One day in April 1988, in Life Imprisonment settlement No. 22, we were conducting routine military drills when Lt MC Choi, my platoon commander, spotted ten prisoners watching us as they passed by. He stopped them and asked them to come. The prisoners all went down on their knees, trembling and begging, “We will not watch you practice again. Please forgive us.” He said, “You s.o.b! Shut up! Stand up, move forward! Turn left…” He made them stand in the center of the training ground. One of our old timers said, “What a great opportunity! I am going to practice a side kick today.” Another guard said, “I am going to finish up my full roundhouse today.” Then, the commander began lecturing to us, “It is because of the people’s enemy like them, beasts, that the Leader can’t sleep well at night and that we are training hard here today. So, today, you must practice your martial art techniques to be ready to crush our enemy in one blow at any time…” Ten of the newcomers were told to surround the prisoners so that they could not escape. First, two prisoners were tied up against poles two meters apart.

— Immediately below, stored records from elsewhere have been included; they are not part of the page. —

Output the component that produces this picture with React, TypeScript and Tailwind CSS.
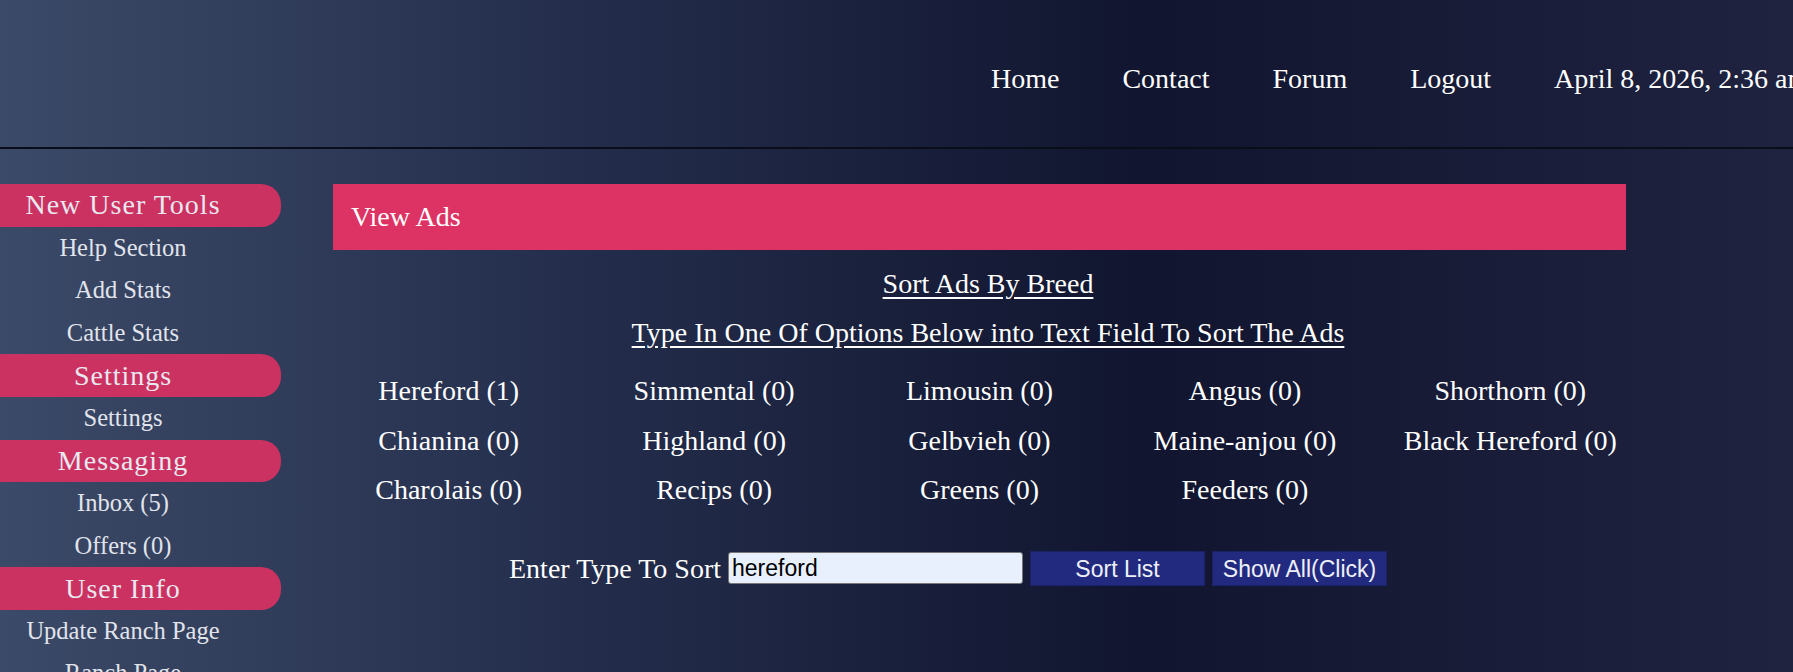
const navLinks = ["Home", "Contact", "Forum", "Logout"];

const sidebar: { title: string; items: string[] }[] = [
  { title: "New User Tools", items: ["Help Section", "Add Stats", "Cattle Stats"] },
  { title: "Settings", items: ["Settings"] },
  { title: "Messaging", items: ["Inbox (5)", "Offers (0)"] },
  { title: "User Info", items: ["Update Ranch Page", "Ranch Page"] },
];

const breeds = [
  "Hereford (1)",
  "Simmental (0)",
  "Limousin (0)",
  "Angus (0)",
  "Shorthorn (0)",
  "Chianina (0)",
  "Highland (0)",
  "Gelbvieh (0)",
  "Maine-anjou (0)",
  "Black Hereford (0)",
  "Charolais (0)",
  "Recips (0)",
  "Greens (0)",
  "Feeders (0)",
];

export default function App() {
  return (
    <div className="h-screen w-screen overflow-hidden bg-[linear-gradient(to_right,#3b4a68,#232d4b_33%,#11152f_64%,#1f2340)] font-['Liberation_Serif',serif] text-white">
      {/* Top bar */}
      <header className="h-[149px] border-b-2 border-[#0a0d1a] flex items-center pt-[10px] pl-[991px] whitespace-nowrap">
        <nav className="flex gap-[63px] text-[28px] leading-[31px]">
          {navLinks.map((l) => (
            <a key={l} href="#" className="text-white">
              {l}
            </a>
          ))}
          <span>April 8, 2026, 2:36 am</span>
        </nav>
      </header>

      <div className="flex gap-[52px] mt-[35px]">
        {/* Sidebar */}
        <aside className="w-[281px] shrink-0 flex flex-col">
          {sidebar.map((s) => (
            <div key={s.title} className="flex flex-col">
              <div className="h-[42.6px] flex items-center justify-center pr-[35px] bg-[#cb3261] rounded-r-[20px] text-[28px] tracking-[1px] text-[#e8e8f0]">
                {s.title}
              </div>
              {s.items.map((i) => (
                <a
                  key={i}
                  href="#"
                  className="h-[42.6px] flex items-center justify-center pr-[35px] text-[24.5px] text-[#e2e4ec]"
                >
                  {i}
                </a>
              ))}
            </div>
          ))}
        </aside>

        {/* Main column */}
        <main className="w-[1310px] shrink-0 flex flex-col">
          <div className="w-[1293px] h-[66px] bg-[#dc3364] flex items-center pl-[18px] text-[28px]">
            View Ads
          </div>

          <div className="mt-[9px] flex flex-col items-center text-[28px] leading-[49px]">
            <span className="underline underline-offset-[4px]">Sort Ads By Breed</span>
            <span className="underline underline-offset-[4px]">
              Type In One Of Options Below into Text Field To Sort The Ads
            </span>
          </div>

          <div className="mt-[9px] w-[1327px] -ml-[17px] grid grid-cols-5 text-[28px] leading-[49.5px] text-center">
            {breeds.map((b) => (
              <div key={b}>{b}</div>
            ))}
          </div>

          <form className="mt-[36px] flex items-center gap-[7px] pl-[176px] whitespace-nowrap">
            <label className="text-[28px] leading-[31px]">Enter Type To Sort</label>
            <input
              type="text"
              defaultValue="hereford"
              className="w-[295px] h-[32px] bg-[#e8f0fe] border border-[#767676] rounded-[3px] px-[3px] text-black text-[23px] font-['Liberation_Sans',Arial,sans-serif] outline-none"
            />
            <button
              type="button"
              className="w-[175px] h-[35px] bg-[#222a80] border border-[#1b2166] text-[#eef0f8] text-[23px] font-['Liberation_Sans',Arial,sans-serif]"
            >
              Sort List
            </button>
            <button
              type="button"
              className="w-[175px] h-[35px] bg-[#222a80] border border-[#1b2166] text-[#eef0f8] text-[23px] font-['Liberation_Sans',Arial,sans-serif]"
            >
              Show All(Click)
            </button>
          </form>
        </main>
      </div>
    </div>
  );
}
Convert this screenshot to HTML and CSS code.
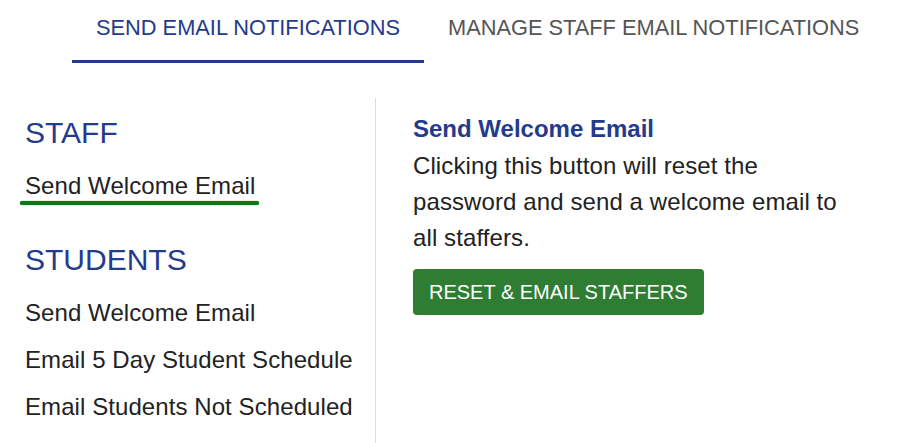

The commander called each guard one by one and they began to kick and punch the prisoners until all ten prisoners were finished. The prisoners cried with pain. Most of them bled from the nose and mouth and suffered broken teeth and ribs. None of them were able to walk normally afterwards. They were limping and helping each other when they were told to hurry off immediately.
North Korea produced two martial arts moves in 1986, “Hong Kill Tong”(the Korean version of Robin Hood) and “Order No. 027.” Since then it has become common practice for the guards in the prison settlements to reenact come of the scenes from these movies by practicing martial arts using political prisoners as targets.
Frankly, we newcomers envied the old-timers for the opportunity to practice what they had learned and we looked at them with admiration, but we were very shocked and trembled with fear when we saw the victims bleeding and groaning with pain.
The officers encouraged the guards to use political prisoners for kicking and punching practice. Through casual conversations with my colleagues, I learned that this was common at all the detention settlements.